I want to tour through what you need to really care about SSD since FTL (Flash Translation Layer) inside of SSD is quite involved and vendor specific (I mean each company has its own proprietary FTL algorithms and implementation.) There is a layer above FTL mapping, a layer that interfaces to host and a layer below FTL that manages flash blocks. The lower layer performs bad block management, error correction code, garbage collection and wear leveling. You can find several blogs and research papers on FTL components but there are way many components to be covered if you want to read those research papers. So I am going to take you all through basic tour of only the components that matters the most and provide link to research papers that you can read to learn ample amount of details to understand and optimize data storage engine software.

Basics

First and foremost thing you need to visualize is that since there are no mechanical parts, there is no head that would seek correct device location to read or write. There is a DRAM buffer usually 0.1% of the device capacity used by SSD controller firmware. NAND flash chips have small capacity, holding up to 16/32 GB per chip. An SSD contains 64-1024 chips. A single chip is capable of reading up to 400-500 MB/sec but is capable of writing at only 20-25 MB/sec because of the complexity of programming. Because of the internal parallelism of writes inside SSD multiple chips will be active at the same time, so larger-capacity SSDs tend to yield better performance.

Flash Controller

Flash controller is most commonly implemented as a SoC (system-on-a-chip) design. The controller consists of multiple hardware-accelerated functional blocks, coupled to one or more embedded processor cores. Nowadays it is common to see 4/8/16 embedded processor cores inside flash controller.

Host Interface

The host interface is the physical interface from the host system to the SSD. The majority of SSDs leverage existing storage standards and interfaces, such as SATA (serial ATA) and SAS (serial attached SCSI). Majority of them use traditional block-access protocols. There is a project to expose the underlying parallelism to host to take benefit of it - https://github.com/OpenChannelSSD/linux. The low-level primitives and high-speed serializer/deserializer are accelerated in hardware, with high-level block-access protocols implemented by firmware running on one or more embedded processor.

A newer storage interface for SSD is PCIe (Peripheral Component Interconnect Express) which allows host to send up to 16 GB/s. These SSDs are called NVMe drives.

Channel

A flash channel is for communication between subset of flash chips on SSD and the controller on SSD. This interface is shared by bunch of NAND chips, with only one chip able to communicate with the controller at any point of time.

FTL Operations

On codecapsule.com website author Emmanuel Goossaert has explained the internal operations of SSD very well in simple language. Please read part 3 to part 5. The link to the content is here - http://codecapsule.com/2014/02/12/coding-for-ssds-part-3-pages-blocks-and-the-flash-translation-layer/

Writes on Flash

By now you must have realized that the writes on flash are interleaved on chips inside the SSD. So even if you write 64KB data sequentially it will be interleaved inside an SSD on different chips across channels and ways etc. based on the current page allocation strategy employed by the currently running proprietary firmware.

If you want a deeper look inside the page allocation strategies you can refer this paper, it will make you dive through complexities and possibilities of parallelism inside SSD you never would have thought of before.
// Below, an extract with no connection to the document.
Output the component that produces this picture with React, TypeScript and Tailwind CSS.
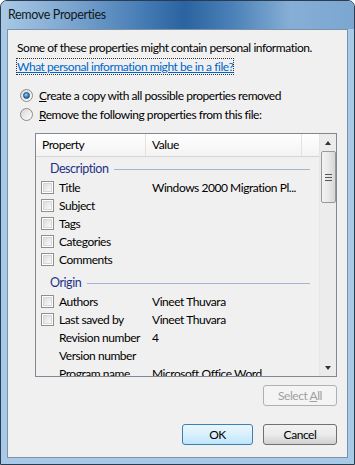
import React from 'react'

type Row = { label: string; value?: string; check?: boolean }

const description: Row[] = [
  { label: 'Title', value: 'Windows 2000 Migration Pl...', check: true },
  { label: 'Subject', check: true },
  { label: 'Tags', check: true },
  { label: 'Categories', check: true },
  { label: 'Comments', check: true },
]

const origin: Row[] = [
  { label: 'Authors', value: 'Vineet Thuvara', check: true },
  { label: 'Last saved by', value: 'Vineet Thuvara', check: true },
  { label: 'Revision number', value: '4' },
  { label: 'Version number' },
  { label: 'Program name', value: 'Microsoft Office Word' },
]

function Checkbox() {
  return (
    <div className="w-[13px] h-[13px] shrink-0 border border-[#8f8f8f] bg-white p-[1px]">
      <div className="w-full h-full border border-[#d6d6d6] bg-gradient-to-br from-[#dcdcdc] to-[#fbfbfb]" />
    </div>
  )
}

function Radio({ on }: { on?: boolean }) {
  return (
    <div className="w-[13px] h-[13px] shrink-0 rounded-full border border-[#8b8b8b] bg-gradient-to-br from-[#d8d8d8] to-[#fdfdfd] flex items-center justify-center">
      {on && (
        <div className="w-[7px] h-[7px] rounded-full border border-[#1a4f80] bg-[radial-gradient(circle_at_40%_35%,#9fd3f5,#2a78b8_60%,#104a80)]" />
      )}
    </div>
  )
}

function Group({ title, className = '' }: { title: string; className?: string }) {
  return (
    <div className={`h-[22px] flex items-center pl-[14px] pr-[9px] ${className}`}>
      <span className="text-[#1e3287] text-[12.5px] whitespace-nowrap">{title}</span>
      <div className="flex-1 h-px bg-[#a7b4d3] ml-[6px]" />
    </div>
  )
}

function PropRow({ r }: { r: Row }) {
  return (
    <div className="h-[18px] flex items-center">
      <div className="w-[23px] pl-[5px] flex items-center">{r.check && <Checkbox />}</div>
      <span className="w-[93px] whitespace-nowrap">{r.label}</span>
      <span className="whitespace-nowrap">{r.value}</span>
    </div>
  )
}

function Button({ children, kind }: { children: React.ReactNode; kind: 'ok' | 'normal' | 'disabled' }) {
  const style =
    kind === 'ok'
      ? 'border-[#3c7fb1] bg-gradient-to-b from-[#eaf6fd] via-[#d9f0fc] to-[#bee6fd] text-black'
      : kind === 'disabled'
        ? 'border-[#adb2b5] bg-[#f4f4f4] text-[#a0a0a0]'
        : 'border-[#707070] bg-gradient-to-b from-[#f2f2f2] via-[#ebebeb] to-[#d0d0d0] text-black'
  return (
    <div className={`h-[21px] rounded-[3px] border flex items-center justify-center ${style} ${kind === 'ok' ? 'w-[71px]' : 'w-[74px]'}`}>
      {children}
    </div>
  )
}

export default function App() {
  return (
    <div
      className="w-[355px] h-[465px] flex flex-col rounded-t-[7px] border border-[#2b3b50] bg-[#a9c9e8] text-[12px] tracking-[-0.45px] text-black overflow-hidden"
      style={{ fontFamily: 'Lato, "Liberation Sans", sans-serif' }}
    >
      <div className="h-[28px] shrink-0 flex items-center pl-[7px] bg-[linear-gradient(to_right,#a9c9e6_0%,#7ba5cf_20%,#4b80b8_38%,#2a63a0_52%,#4c82b8_66%,#86afd6_82%,#7aa6d0_100%)]">
        <span className="text-[12.5px] tracking-[-0.35px] text-[#101820]">Remove Properties</span>
      </div>
      <div className="flex-1 ml-[6px] mr-[6px] mb-[6px] border border-[#7d92a8] bg-[#f0f0f0] flex flex-col px-[9px] pt-[8px]">
        <div className="h-[19px] flex items-center whitespace-nowrap">Some of these properties might contain personal information.</div>
        <div className="h-[19px] flex items-center whitespace-nowrap">
          <span className="text-[#0066cc] underline outline-1 outline-dotted outline-[#333] leading-[15px]">
            What personal information might be in a file?
          </span>
        </div>
        <div className="h-[19px] mt-[10px] flex items-center gap-[6px] pl-[3px] whitespace-nowrap">
          <Radio on />
          <span>
            <span className="underline">C</span>reate a copy with all possible properties removed
          </span>
        </div>
        <div className="h-[19px] flex items-center gap-[6px] pl-[3px] whitespace-nowrap">
          <Radio />
          <span>
            <span className="underline">R</span>emove the following properties from this file:
          </span>
        </div>
        <div className="ml-[18px] mr-[1px] mt-[9px] h-[244px] shrink-0 border border-[#828790] bg-[#f0f0f0] flex overflow-hidden">
          <div className="flex-1 flex flex-col overflow-hidden">
            <div className="h-[23px] shrink-0 flex border-b border-[#d5d5d5] bg-gradient-to-b from-white to-[#f3f3f3]">
              <div className="w-[110px] pl-[6px] flex items-center border-r border-[#e2e2e2]">Property</div>
              <div className="w-[156px] pl-[6px] flex items-center border-r border-[#e2e2e2]">Value</div>
              <div className="flex-1" />
            </div>
            <Group title="Description" className="mt-[3px]" />
            {description.map((r) => (
              <PropRow key={r.label} r={r} />
            ))}
            <Group title="Origin" className="mt-[5px]" />
            {origin.map((r) => (
              <PropRow key={r.label} r={r} />
            ))}
          </div>
          <div className="w-[17px] shrink-0 bg-[#ececec] border-l border-[#e6e6e6] flex flex-col items-center">
            <div className="h-[17px] w-full flex items-center justify-center">
              <div className="w-0 h-0 border-l-[3px] border-r-[3px] border-b-[4px] border-l-transparent border-r-transparent border-b-[#333]" />
            </div>
            <div className="w-[15px] h-[52px] rounded-[2px] border border-[#989898] bg-gradient-to-r from-[#f3f3f3] via-[#e8e8e8] to-[#d6d6d6] flex flex-col items-center justify-center gap-[2px]">
              <div className="w-[7px] h-px bg-[#555]" />
              <div className="w-[7px] h-px bg-[#555]" />
              <div className="w-[7px] h-px bg-[#555]" />
            </div>
            <div className="flex-1" />
            <div className="h-[17px] w-full flex items-center justify-center">
              <div className="w-0 h-0 border-l-[3px] border-r-[3px] border-t-[4px] border-l-transparent border-r-transparent border-t-[#333]" />
            </div>
          </div>
        </div>
        <div className="flex justify-end mt-[8px] pr-[1px]">
          <Button kind="disabled">
            <span>
              Select <span className="underline">A</span>ll
            </span>
          </Button>
        </div>
        <div className="flex justify-end gap-[10px] mt-[18px] pr-[1px]">
          <Button kind="ok">OK</Button>
          <Button kind="normal">Cancel</Button>
        </div>
      </div>
    </div>
  )
}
The link to the paper is - https://www.usenix.org/system/files/conference/hotstorage12/hotstorage12-final55.pdf

Back to Storage Engine

I was always fond of LSM storage engine since I read the BigTable paper since any kind of parallelism slows down throughput of read/write on HDD because of the disk seek is very expensive. The whole purpose of LSM was to mainly avoid the disk seek in my perspective.

The father of LSM Patrick O'Neil original paper on The Log-Structured Merge-Tree mentions the following fact :

Standard disk-based index structures such as the B-tree will effectively double the I/O cost of the transaction to maintain an index such as this in real time, increasing the total system cost up to fifty percent. Clearly a method for maintaining a real-time index at low cost is desirable. The Log-Structured Merge-tree (LSM-tree) is a disk-based data structure designed to provide low-cost indexing for a file experiencing a high rate of record inserts (and deletes) over an extended period. The LSM-tree uses an algorithm that defers and batches index changes, cascading the changes from a memory-based component through one or more disk components in an efficient manner reminiscent of merge sort. During this process all index values are continuously accessible to retrievals (aside from very short locking periods), either through the memory component or one of the disk components. The algorithm has greatly reduced disk arm movements compared to a traditional access methods such as B-trees, and will improve cost performance in domains where disk arm costs for inserts with traditional access methods overwhelm storage media costs. The LSM-tree approach also generalizes to operations other than insert and delete. However, indexed finds requiring immediate response will lose I/O efficiency in some cases, so the LSM-tree is most useful in applications where index inserts are more common than finds that retrieve the entries. This seems to be a common property for History tables and log files.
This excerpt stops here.